Engage with Regulators Proactively: Don’t wait for the regulators to come knocking at your door. Operators who engage proactively - providing technical expertise, flag unintended consequences and demonstrate their commitment to security - will be better positioned to influence the rules and build regulatory relationships.
The ocean floor has changed. The subsea cable industry has always operated at the intersection of technology, commerce and geopolitics. What has changed is the intensity of the geopolitical dimension. This is now a contested space, and the infrastructure that lies beneath it is a strategic asset that governments are determined to protect and control.
The regulatory frameworks described in this article are not the end of the story, they are the beginning of a new chapter in which security and compliance will be fundamental to the cable industry… the tides have turned.
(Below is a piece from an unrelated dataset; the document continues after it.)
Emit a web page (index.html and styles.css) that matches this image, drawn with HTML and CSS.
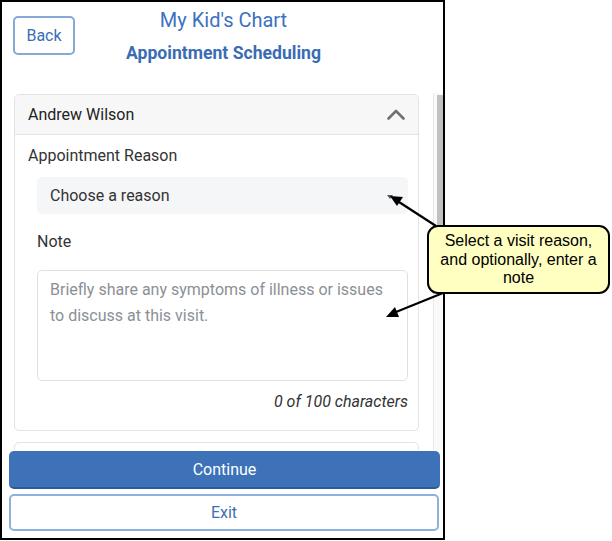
FILE: index.html
```html
<!DOCTYPE html>
<html lang="en">
<head>
<meta charset="utf-8">
<title>Appointment Scheduling</title>
<link rel="stylesheet" href="styles.css">
</head>
<body>
<div class="phone">
  <header class="top">
    <button class="btn-back">Back</button>
    <div class="titles">
      <div class="app-name">My Kid's Chart</div>
      <div class="page-name">Appointment Scheduling</div>
    </div>
    <div></div>
  </header>
  <div class="scroll-area">
    <main class="scroller">
      <section class="card">
        <div class="card-head">
          <span>Andrew Wilson</span>
          <svg class="chev" width="18" height="12" viewBox="0 0 18 12"><polyline points="1.5,10.5 9,3 16.5,10.5" fill="none" stroke="#707070" stroke-width="2.6" stroke-linecap="round" stroke-linejoin="round"/></svg>
        </div>
        <div class="card-body">
          <div class="label">Appointment Reason</div>
          <div class="group">
            <div class="select">
              <span>Choose a reason</span>
              <span class="caret"></span>
            </div>
            <div class="label note-label">Note</div>
            <textarea class="note" placeholder="Briefly share any symptoms of illness or issues to discuss at this visit."></textarea>
            <div class="counter">0 of 100 characters</div>
          </div>
        </div>
      </section>
      <section class="card card-next"></section>
    </main>
    <div class="scrollbar"><div class="thumb"></div></div>
  </div>
  <footer class="actions">
    <button class="btn-continue">Continue</button>
    <button class="btn-exit">Exit</button>
  </footer>
</div>

<svg class="arrows" width="612" height="541" viewBox="0 0 612 541">
  <line x1="436" y1="226" x2="399" y2="202" stroke="#000" stroke-width="2.2"/>
  <polygon points="390,196 403,197 397,206" fill="#000"/>
  <line x1="443" y1="293" x2="396" y2="312" stroke="#000" stroke-width="2.2"/>
  <polygon points="386,317 395,307 399,317" fill="#000"/>
</svg>
<div class="callout">Select a visit reason,<br>and optionally, enter a<br>note</div>
</body>
</html>
```

FILE: styles.css
```css
* { box-sizing: border-box; }
html, body { margin: 0; padding: 0; background: #fff; }
body {
  width: 612px;
  height: 541px;
  position: relative;
  font-family: Roboto, "Noto Sans", Arial, sans-serif;
  overflow: hidden;
}
.phone {
  width: 445px;
  height: 540px;
  border: 2px solid #000;
  display: flex;
  flex-direction: column;
  background: #fff;
}
.top {
  height: 91px;
  display: grid;
  grid-template-columns: 1fr auto 1fr;
  align-items: start;
  flex: none;
}
.btn-back {
  margin: 14px 0 0 11px;
  width: 62px;
  height: 39px;
  border: 2px solid #86a9d9;
  border-radius: 5px;
  background: #fff;
  color: #3a6db4;
  font: 16px Roboto, sans-serif;
  padding: 0;
  justify-self: start;
}
.titles {
  text-align: center;
  padding-left: 2px;
}
.app-name {
  margin-top: 6px;
  font-size: 20px;
  line-height: 24px;
  color: #3c72bf;
}
.page-name {
  margin-top: 10px;
  font-size: 17.6px;
  font-weight: bold;
  line-height: 22px;
  color: #3a6cb3;
}
.scroll-area {
  height: 357px;
  flex: none;
  display: flex;
}
.scroller {
  flex: 1;
  overflow: hidden;
  padding: 1px 14px 0 12px;
}
.scrollbar {
  width: 10px;
  flex: none;
  background: #fafafa;
  border-left: 1px solid #e8e8e8;
  padding: 2px 0 0 3px;
}
.thumb {
  height: 165px;
  background: #c1c1c1;
}
.card {
  border: 1px solid #e3e3e3;
  border-radius: 5px;
  overflow: hidden;
}
.card-head {
  height: 40px;
  background: #f7f7f7;
  border-bottom: 1px solid #e3e3e3;
  display: flex;
  align-items: center;
  justify-content: space-between;
  padding: 0 13px 0 13px;
  font-size: 16px;
  color: #222;
}
.chev { margin-top: -2px; }
.card-body {
  padding: 10px 10px 17px 13px;
}
.label {
  font-size: 16px;
  line-height: 22px;
  color: #333;
}
.group { padding-left: 9px; }
.select {
  margin-top: 10px;
  height: 37px;
  background: #f5f6f8;
  border-radius: 5px;
  display: flex;
  align-items: center;
  justify-content: space-between;
  padding: 0 15px 0 13px;
  font-size: 16px;
  color: #333;
}
.caret {
  width: 0;
  height: 0;
  border-left: 3.5px solid transparent;
  border-right: 3.5px solid transparent;
  border-top: 4px solid #555;
  margin-top: 3px;
}
.note-label { margin-top: 17px; }
.note {
  display: block;
  margin-top: 17px;
  width: 100%;
  height: 111px;
  border: 1px solid #dde1e6;
  border-radius: 5px;
  padding: 6px 12px;
  font: 16px/26px Roboto, sans-serif;
  resize: none;
  color: #333;
}
.note::placeholder { color: #8b9096; }
.counter {
  margin-top: 10px;
  text-align: right;
  font-size: 16px;
  font-style: italic;
  line-height: 22px;
  color: #333;
}
.card-next {
  margin-top: 11px;
  height: 330px;
  background: #fff;
}
.actions {
  flex: none;
  padding: 1px 2px 0 7px;
  display: flex;
  flex-direction: column;
  gap: 5px;
}
.btn-continue {
  height: 38px;
  width: 431px;
  background: #3d72b9;
  border: none;
  border-bottom: 2px solid #2d5a96;
  border-radius: 5px;
  color: #fff;
  font: 16px Roboto, sans-serif;
}
.btn-exit {
  height: 37px;
  width: 430px;
  background: #fff;
  border: 2px solid #8eb0de;
  border-radius: 5px;
  color: #3e6fb3;
  font: 16px Roboto, sans-serif;
}
.arrows {
  position: absolute;
  left: 0;
  top: 0;
  pointer-events: none;
}
.callout {
  position: absolute;
  left: 427px;
  top: 225px;
  width: 183px;
  height: 69px;
  border: 2px solid #000;
  border-radius: 11px;
  background: #ffffc2;
  font: 16px/18.5px "Liberation Sans", Arial, sans-serif;
  color: #000;
  text-align: center;
  padding-top: 5px;
}
```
Are you ready to navigate the new currents?
Frequently Asked Questions
What are the main cyber threats to subsea cables?
The main risks include physical sabotage, attacks on cable landing stations, compromise of network management systems, supply chain weaknesses, insider threats and disruption linked to hybrid warfare.
Why are subsea cables considered critical infrastructure?
They carry international internet traffic, financial data, military communications and cloud connectivity, making them essential to economic resilience and national security.
How does NIS2 affect subsea cable operators?
NIS2 brings submarine data transmission infrastructure into a high-criticality category, increasing expectations around governance, risk management, incident reporting and supply chain security.
What is the EU Cable Security Toolbox?
The Cable Security Toolbox provides practical measures to improve the prevention, detection, response and recovery capabilities of submarine cable infrastructure across Europe.
What should cable system operators do to improve compliance?
Operators should map regulatory exposure, audit supply chains, document cybersecurity risk management plans, harden landing stations and network operating centres, and engage proactively with regulators.